▸ PROBLEM STATEMENT
Look through the material below. Copy every line with the string "What" in it.
* Begin SUPPLIED DATA *
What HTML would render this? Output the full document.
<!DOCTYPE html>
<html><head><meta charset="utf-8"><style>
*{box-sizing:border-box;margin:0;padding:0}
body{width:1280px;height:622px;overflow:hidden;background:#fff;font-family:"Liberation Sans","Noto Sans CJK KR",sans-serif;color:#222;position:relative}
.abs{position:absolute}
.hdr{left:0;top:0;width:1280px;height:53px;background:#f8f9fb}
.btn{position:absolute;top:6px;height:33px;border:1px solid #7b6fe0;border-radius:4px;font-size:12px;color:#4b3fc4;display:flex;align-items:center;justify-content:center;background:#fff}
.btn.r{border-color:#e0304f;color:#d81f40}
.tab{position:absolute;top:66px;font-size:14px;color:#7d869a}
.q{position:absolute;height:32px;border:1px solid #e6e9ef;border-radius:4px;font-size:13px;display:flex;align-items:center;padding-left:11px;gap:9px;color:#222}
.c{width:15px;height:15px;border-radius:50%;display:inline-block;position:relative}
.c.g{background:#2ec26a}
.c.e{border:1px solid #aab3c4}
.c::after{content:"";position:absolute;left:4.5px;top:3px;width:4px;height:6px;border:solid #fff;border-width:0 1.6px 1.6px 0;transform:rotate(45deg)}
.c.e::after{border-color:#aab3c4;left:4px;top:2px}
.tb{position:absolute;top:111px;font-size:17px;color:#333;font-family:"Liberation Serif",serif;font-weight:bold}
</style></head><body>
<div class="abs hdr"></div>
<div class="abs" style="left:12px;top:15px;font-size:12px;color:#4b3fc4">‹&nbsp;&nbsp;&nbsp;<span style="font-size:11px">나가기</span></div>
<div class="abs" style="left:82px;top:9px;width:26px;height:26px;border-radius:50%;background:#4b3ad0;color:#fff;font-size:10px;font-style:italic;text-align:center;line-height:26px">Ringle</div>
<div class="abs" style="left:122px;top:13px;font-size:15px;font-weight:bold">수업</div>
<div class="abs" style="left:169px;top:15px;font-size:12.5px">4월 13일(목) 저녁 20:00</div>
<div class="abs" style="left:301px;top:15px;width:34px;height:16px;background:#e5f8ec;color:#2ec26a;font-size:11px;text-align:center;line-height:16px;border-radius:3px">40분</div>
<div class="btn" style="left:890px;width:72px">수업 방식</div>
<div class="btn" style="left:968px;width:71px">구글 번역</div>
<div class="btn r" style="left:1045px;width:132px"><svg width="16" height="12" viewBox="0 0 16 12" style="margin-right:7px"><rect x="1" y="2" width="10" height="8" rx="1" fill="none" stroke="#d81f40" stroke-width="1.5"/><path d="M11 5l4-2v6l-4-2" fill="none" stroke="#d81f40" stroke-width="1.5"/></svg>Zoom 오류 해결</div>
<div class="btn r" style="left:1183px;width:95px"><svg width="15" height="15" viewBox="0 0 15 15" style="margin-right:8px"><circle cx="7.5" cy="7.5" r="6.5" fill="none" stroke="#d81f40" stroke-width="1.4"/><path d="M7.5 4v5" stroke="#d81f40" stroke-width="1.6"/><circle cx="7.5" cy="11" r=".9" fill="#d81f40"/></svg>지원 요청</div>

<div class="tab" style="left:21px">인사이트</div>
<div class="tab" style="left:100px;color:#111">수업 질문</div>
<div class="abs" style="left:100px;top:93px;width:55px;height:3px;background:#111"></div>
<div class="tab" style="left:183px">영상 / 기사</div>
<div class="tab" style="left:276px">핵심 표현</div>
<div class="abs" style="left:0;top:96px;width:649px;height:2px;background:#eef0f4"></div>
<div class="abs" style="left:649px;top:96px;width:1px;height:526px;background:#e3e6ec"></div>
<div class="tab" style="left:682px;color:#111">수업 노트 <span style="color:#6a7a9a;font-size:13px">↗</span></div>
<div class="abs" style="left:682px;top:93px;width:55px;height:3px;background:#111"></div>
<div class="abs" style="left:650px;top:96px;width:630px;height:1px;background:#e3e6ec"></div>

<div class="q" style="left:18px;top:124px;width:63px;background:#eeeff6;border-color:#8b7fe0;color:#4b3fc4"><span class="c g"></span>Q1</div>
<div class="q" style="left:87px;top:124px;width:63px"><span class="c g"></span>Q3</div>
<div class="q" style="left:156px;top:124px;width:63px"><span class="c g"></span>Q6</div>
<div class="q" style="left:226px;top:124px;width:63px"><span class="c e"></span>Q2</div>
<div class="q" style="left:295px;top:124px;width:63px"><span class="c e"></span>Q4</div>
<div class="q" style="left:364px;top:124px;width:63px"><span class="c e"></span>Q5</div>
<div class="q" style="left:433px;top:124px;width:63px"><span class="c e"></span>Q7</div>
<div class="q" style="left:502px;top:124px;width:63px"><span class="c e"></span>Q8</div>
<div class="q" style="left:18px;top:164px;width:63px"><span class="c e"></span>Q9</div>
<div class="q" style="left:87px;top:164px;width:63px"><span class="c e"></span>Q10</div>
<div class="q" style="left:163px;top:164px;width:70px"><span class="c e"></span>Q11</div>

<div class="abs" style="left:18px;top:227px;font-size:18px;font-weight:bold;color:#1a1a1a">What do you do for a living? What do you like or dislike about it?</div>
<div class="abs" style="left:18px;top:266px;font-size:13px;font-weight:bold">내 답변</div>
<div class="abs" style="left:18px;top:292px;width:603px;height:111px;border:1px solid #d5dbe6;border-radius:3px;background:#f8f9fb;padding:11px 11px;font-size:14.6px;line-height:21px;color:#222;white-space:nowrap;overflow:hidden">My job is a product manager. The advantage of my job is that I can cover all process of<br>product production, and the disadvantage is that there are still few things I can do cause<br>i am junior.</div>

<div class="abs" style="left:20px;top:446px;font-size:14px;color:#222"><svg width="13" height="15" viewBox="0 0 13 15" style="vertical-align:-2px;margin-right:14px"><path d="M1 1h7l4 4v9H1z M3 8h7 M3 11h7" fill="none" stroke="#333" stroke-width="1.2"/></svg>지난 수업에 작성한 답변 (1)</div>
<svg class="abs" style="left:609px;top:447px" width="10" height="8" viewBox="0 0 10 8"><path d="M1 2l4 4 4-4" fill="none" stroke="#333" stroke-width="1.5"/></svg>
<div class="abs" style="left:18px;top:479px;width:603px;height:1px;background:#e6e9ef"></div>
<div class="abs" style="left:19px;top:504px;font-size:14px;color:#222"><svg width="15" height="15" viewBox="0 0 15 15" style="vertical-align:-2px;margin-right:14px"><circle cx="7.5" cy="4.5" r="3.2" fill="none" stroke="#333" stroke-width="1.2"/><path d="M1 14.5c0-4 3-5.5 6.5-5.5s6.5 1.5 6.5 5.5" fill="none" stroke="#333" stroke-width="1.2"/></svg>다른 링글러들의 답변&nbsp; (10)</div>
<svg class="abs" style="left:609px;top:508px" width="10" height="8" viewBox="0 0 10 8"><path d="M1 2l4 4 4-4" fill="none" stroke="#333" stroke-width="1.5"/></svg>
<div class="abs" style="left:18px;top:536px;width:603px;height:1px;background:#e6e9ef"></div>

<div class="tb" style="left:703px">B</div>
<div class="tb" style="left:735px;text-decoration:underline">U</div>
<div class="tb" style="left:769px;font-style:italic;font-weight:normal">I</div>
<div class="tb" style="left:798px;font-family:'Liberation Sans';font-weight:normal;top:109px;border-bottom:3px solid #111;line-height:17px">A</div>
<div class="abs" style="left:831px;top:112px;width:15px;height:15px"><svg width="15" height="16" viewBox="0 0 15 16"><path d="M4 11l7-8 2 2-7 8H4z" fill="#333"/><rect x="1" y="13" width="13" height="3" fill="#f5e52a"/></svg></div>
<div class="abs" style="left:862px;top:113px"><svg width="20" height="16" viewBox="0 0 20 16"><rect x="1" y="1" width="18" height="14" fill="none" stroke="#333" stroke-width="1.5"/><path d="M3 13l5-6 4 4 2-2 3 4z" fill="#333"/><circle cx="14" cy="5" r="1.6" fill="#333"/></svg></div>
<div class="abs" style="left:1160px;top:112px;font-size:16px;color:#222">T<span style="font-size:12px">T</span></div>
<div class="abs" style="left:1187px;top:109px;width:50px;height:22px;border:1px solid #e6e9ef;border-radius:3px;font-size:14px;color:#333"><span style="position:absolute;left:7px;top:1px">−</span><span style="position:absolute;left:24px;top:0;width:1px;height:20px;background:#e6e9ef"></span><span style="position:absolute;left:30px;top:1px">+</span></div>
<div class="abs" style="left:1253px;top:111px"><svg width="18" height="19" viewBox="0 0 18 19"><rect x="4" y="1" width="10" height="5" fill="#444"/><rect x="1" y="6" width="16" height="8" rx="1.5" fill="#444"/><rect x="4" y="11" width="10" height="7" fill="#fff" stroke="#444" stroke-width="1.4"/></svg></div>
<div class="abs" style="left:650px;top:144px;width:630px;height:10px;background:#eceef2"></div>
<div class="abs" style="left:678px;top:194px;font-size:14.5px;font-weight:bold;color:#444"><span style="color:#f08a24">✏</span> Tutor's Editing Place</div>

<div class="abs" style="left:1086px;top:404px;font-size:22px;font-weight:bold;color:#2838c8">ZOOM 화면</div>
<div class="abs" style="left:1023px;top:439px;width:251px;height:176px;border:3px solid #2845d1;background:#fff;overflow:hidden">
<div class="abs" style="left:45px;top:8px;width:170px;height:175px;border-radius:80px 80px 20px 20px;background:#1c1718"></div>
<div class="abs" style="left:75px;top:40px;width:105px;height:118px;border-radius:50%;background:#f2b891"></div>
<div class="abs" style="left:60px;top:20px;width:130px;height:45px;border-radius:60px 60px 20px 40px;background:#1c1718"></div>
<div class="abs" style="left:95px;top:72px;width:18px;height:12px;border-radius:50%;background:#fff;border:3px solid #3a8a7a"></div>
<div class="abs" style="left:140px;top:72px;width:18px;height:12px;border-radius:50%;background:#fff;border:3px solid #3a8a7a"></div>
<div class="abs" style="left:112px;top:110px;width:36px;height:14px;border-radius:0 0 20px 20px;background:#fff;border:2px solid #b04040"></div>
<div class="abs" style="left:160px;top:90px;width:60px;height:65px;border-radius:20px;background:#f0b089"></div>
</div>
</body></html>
* End SUPPLIED DATA *
▸ WRITTEN RESPONSE
What HTML would render this? Output the full document.
<div class="abs" style="left:18px;top:227px;font-size:18px;font-weight:bold;color:#1a1a1a">What do you do for a living? What do you like or dislike about it?</div>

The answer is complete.